Personal information
- Date of birth: 23 April 2002 (age 23)
- Place of birth: Nîmes, France
- Position: Goalkeeper

Team information
- Current team: Le Puy Foot
- Number: 30

Youth career
- 2017: Montpellier
- 2017–2018: Nîmes

Senior career*
- Years: Team / Apps / (Gls)
- 2019–2023: FC Tarascon / 2 / (0)
- 2023–: Le Puy Foot / 6 / (0)

International career^{‡}
- 2019–2020: Algeria U20 / 6 / (0)
- 2023–: Algeria / 3 / (0)

= Amel Salah =

Algerian association football player (born 2002)

Amel Salah (أمل صالح; born 23 April 2002) is an Algerian professional footballer who plays as a goalkeeper for Division 3 Féminine club Le Puy Football 43 Auvergne and the Algeria national team.

==Club career==
Trained in Nîmes, Salah went through the Montpellier training academy in the under-15 category before playing at the national level in the U19 category. She then joined Tarascon in 2019, where she established herself at the senior level.

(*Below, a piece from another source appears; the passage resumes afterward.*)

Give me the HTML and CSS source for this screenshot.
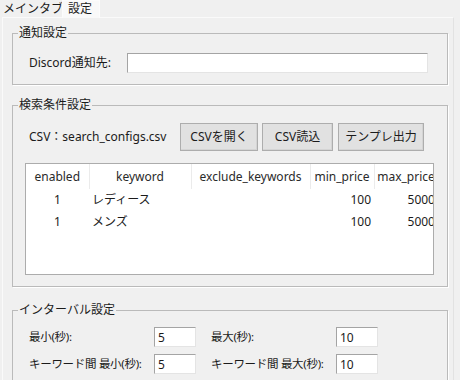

In August 2023, she signed with Division 3 Féminine club Le Puy Football 43 Auvergne. She played a decisive role in the Coupe de France and was named the heroine of the day for making two crucial saves that helped Le Puy qualify and eliminate Division 1 side Reims.

==International career==
Salah is a former Algeria youth international and has played for the under-20 team. She made the final squad that represented Algeria in the 2019 African Games. later that year, she was also selected for the 2019 UNAF U-20 Women's Tournament in Morocco.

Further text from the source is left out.